→ TASK INSTRUCTIONS:
Search the listing below for the string "styles" and show each line that contains it.

→ SUPPLIED MATERIAL:

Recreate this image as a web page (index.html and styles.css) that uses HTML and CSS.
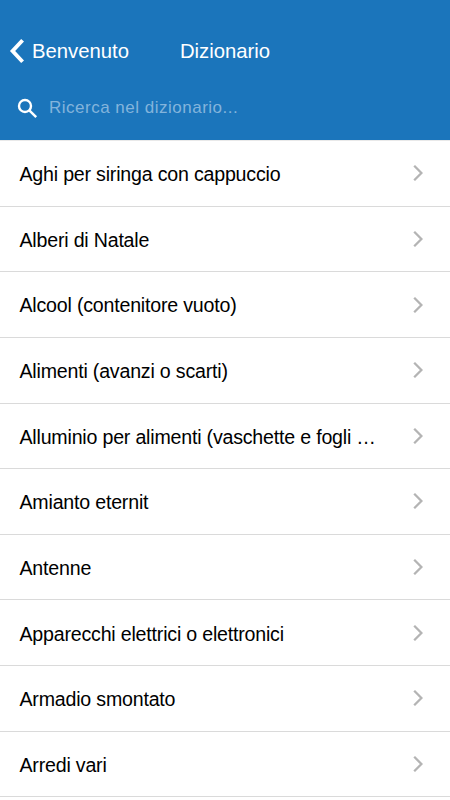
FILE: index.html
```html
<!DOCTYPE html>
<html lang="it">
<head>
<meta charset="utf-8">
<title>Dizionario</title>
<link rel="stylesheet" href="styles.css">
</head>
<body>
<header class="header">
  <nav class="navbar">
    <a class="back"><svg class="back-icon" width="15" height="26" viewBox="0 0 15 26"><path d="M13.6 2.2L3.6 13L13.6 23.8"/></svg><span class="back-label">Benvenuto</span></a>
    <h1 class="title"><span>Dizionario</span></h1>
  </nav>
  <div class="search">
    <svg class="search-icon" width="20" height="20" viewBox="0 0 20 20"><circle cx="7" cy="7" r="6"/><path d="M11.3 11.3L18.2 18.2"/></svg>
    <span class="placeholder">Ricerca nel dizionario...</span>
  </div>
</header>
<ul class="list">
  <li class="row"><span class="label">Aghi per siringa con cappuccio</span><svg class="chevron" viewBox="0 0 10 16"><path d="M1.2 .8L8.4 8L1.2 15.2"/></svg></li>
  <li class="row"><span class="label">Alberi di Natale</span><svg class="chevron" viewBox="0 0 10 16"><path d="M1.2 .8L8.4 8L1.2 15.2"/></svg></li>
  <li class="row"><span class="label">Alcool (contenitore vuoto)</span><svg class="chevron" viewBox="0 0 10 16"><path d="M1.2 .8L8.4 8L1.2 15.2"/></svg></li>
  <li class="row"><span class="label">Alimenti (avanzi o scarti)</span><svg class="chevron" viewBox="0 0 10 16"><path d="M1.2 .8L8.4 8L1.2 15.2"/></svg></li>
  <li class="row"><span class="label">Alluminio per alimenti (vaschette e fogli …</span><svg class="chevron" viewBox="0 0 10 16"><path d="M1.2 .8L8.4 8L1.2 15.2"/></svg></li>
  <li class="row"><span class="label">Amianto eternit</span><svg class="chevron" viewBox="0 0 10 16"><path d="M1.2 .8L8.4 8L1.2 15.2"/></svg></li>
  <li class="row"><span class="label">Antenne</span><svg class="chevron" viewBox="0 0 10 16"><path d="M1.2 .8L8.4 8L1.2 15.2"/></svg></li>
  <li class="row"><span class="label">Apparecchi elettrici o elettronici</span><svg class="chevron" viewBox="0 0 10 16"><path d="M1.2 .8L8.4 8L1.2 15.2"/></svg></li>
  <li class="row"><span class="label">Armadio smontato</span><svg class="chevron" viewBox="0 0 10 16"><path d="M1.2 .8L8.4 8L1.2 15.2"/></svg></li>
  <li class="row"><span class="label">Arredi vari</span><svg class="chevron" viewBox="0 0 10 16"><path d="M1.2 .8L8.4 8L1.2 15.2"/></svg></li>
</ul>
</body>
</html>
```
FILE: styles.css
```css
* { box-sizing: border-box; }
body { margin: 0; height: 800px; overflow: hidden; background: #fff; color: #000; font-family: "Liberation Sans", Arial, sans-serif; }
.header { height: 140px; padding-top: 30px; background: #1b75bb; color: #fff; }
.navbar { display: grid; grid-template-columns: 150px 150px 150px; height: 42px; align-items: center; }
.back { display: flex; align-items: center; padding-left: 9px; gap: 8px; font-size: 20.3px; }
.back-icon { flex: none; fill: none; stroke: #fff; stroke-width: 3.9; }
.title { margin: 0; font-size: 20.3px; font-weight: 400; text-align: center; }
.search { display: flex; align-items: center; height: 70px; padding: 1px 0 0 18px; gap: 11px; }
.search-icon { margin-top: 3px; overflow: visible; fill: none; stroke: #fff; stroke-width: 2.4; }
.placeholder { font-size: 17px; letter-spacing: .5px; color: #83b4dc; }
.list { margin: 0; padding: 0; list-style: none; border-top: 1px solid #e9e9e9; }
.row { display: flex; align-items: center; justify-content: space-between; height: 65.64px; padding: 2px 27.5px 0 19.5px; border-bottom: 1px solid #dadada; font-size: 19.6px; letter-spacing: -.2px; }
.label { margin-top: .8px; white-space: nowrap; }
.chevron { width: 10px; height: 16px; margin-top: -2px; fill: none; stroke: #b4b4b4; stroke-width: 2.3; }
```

→ EXERCISE SOLUTION:
Recreate this image as a web page (index.html and styles.css) that uses HTML and CSS.
<link rel="stylesheet" href="styles.css">
FILE: styles.css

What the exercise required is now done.